- **TASK DETAILS**: Locate the word "React" in the data below, then copy every line that holds it.

- **RECORDED INFORMATION**:
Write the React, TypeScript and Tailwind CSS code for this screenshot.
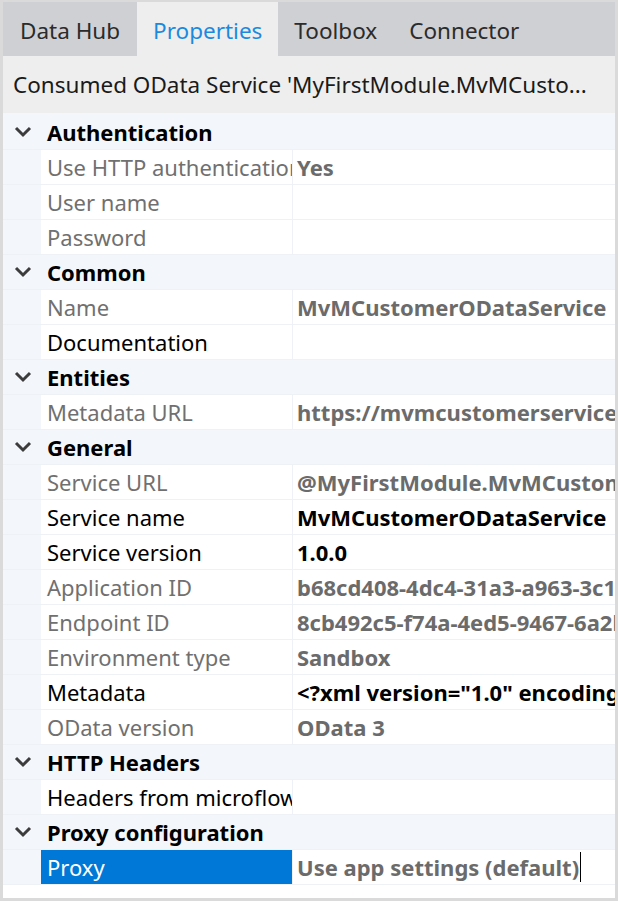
import React from 'react';

type Row = { label: string; value?: string; labelDim?: boolean; valueDim?: boolean; selected?: boolean };
type Section = { title: string; rows: Row[] };

const sections: Section[] = [
  {
    title: 'Authentication',
    rows: [
      { label: 'Use HTTP authentication', value: 'Yes', labelDim: true, valueDim: true },
      { label: 'User name', labelDim: true },
      { label: 'Password', labelDim: true },
    ],
  },
  {
    title: 'Common',
    rows: [
      { label: 'Name', value: 'MvMCustomerODataService', labelDim: true, valueDim: true },
      { label: 'Documentation' },
    ],
  },
  {
    title: 'Entities',
    rows: [{ label: 'Metadata URL', value: 'https://mvmcustomerservice.mendixcloud.com', labelDim: true, valueDim: true }],
  },
  {
    title: 'General',
    rows: [
      { label: 'Service URL', value: '@MyFirstModule.MvMCustomerODataService_Location', labelDim: true, valueDim: true },
      { label: 'Service name', value: 'MvMCustomerODataService' },
      { label: 'Service version', value: '1.0.0' },
      { label: 'Application ID', value: 'b68cd408-4dc4-31a3-a963-3c1d2e0f9a7b', labelDim: true, valueDim: true },
      { label: 'Endpoint ID', value: '8cb492c5-f74a-4ed5-9467-6a2b1c3d4e5f', labelDim: true, valueDim: true },
      { label: 'Environment type', value: 'Sandbox', labelDim: true, valueDim: true },
      { label: 'Metadata', value: '<?xml version="1.0" encoding="utf-8"?>' },
      { label: 'OData version', value: 'OData 3', labelDim: true, valueDim: true },
    ],
  },
  {
    title: 'HTTP Headers',
    rows: [{ label: 'Headers from microflow' }],
  },
  {
    title: 'Proxy configuration',
    rows: [{ label: 'Proxy', value: 'Use app settings (default)', valueDim: true, selected: true }],
  },
];

function Chevron() {
  return (
    <svg width="18" height="12" viewBox="0 0 18 12" className="shrink-0">
      <path d="M2 2 L9 9 L16 2" fill="none" stroke="#3c3c3c" strokeWidth="3" />
    </svg>
  );
}

export default function App() {
  return (
    <div
      className="w-[618px] h-[901px] bg-[#dadada] pt-[2px] pl-[3px] pr-[3px] pb-[3px] overflow-hidden"
      style={{ fontFamily: '"Noto Sans", "Open Sans", sans-serif' }}
    >
      <div className="flex flex-col h-full bg-white">
        {/* Tabs */}
        <div className="flex h-[54px] bg-[#cfd0d4] text-[22.5px] text-[#2b2b2b] shrink-0 whitespace-nowrap">
          <div className="flex items-center px-[17px] pt-[3px]">Data Hub</div>
          <div className="flex items-center px-[16px] pt-[3px] bg-[#eeeeee] text-[#1a8ae0]">Properties</div>
          <div className="flex items-center px-[16px] pt-[3px]">Toolbox</div>
          <div className="flex items-center px-[16px] pt-[3px]">Connector</div>
        </div>

        {/* Title */}
        <div className="flex items-center h-[57px] bg-[#eeeeee] px-[10px] text-[22.5px] text-[#1a1a1a] whitespace-nowrap overflow-hidden shrink-0">
          Consumed OData Service 'MyFirstModule.MvMCusto...
        </div>

        {/* Property grid */}
        <div className="flex flex-col text-[22px] leading-none pt-[2px] bg-[#f3f6fa]">
          {sections.map((s) => (
            <div key={s.title} className="flex flex-col bg-[#f3f6fa]">
              <div className="flex items-center h-[35px] border-b border-[#eef1f5]">
                <div className="w-[38px] flex justify-center pl-[2px]">
                  <Chevron />
                </div>
                <span className="font-bold text-black pl-[6px]">{s.title}</span>
              </div>
              {s.rows.map((r) => (
                <div key={r.label} className="flex h-[35px] pl-[38px] border-b border-[#eef1f5]">
                  <div
                    className={`w-[251px] shrink-0 flex items-center pl-[6px] overflow-hidden whitespace-nowrap ${
                      r.selected ? 'bg-[#0078d7] text-white' : r.labelDim ? 'bg-white text-[#707070]' : 'bg-white text-black'
                    }`}
                  >
                    {r.label}
                  </div>
                  <div className="w-[1px] bg-[#eef1f8] shrink-0" />
                  <div
                    className={`flex-1 flex items-center bg-white pl-[4px] font-bold overflow-hidden whitespace-nowrap ${
                      r.valueDim ? 'text-[#6b6b6b]' : 'text-black'
                    }`}
                  >
                    {r.value}
                    {r.selected && <span className="inline-block w-[1px] h-[30px] bg-black ml-[1px]" />}
                  </div>
                </div>
              ))}
            </div>
          ))}
        </div>
      </div>
    </div>
  );
}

- **WRITTEN REPLY**:
Write the React, TypeScript and Tailwind CSS code for this screenshot.
import React from 'react';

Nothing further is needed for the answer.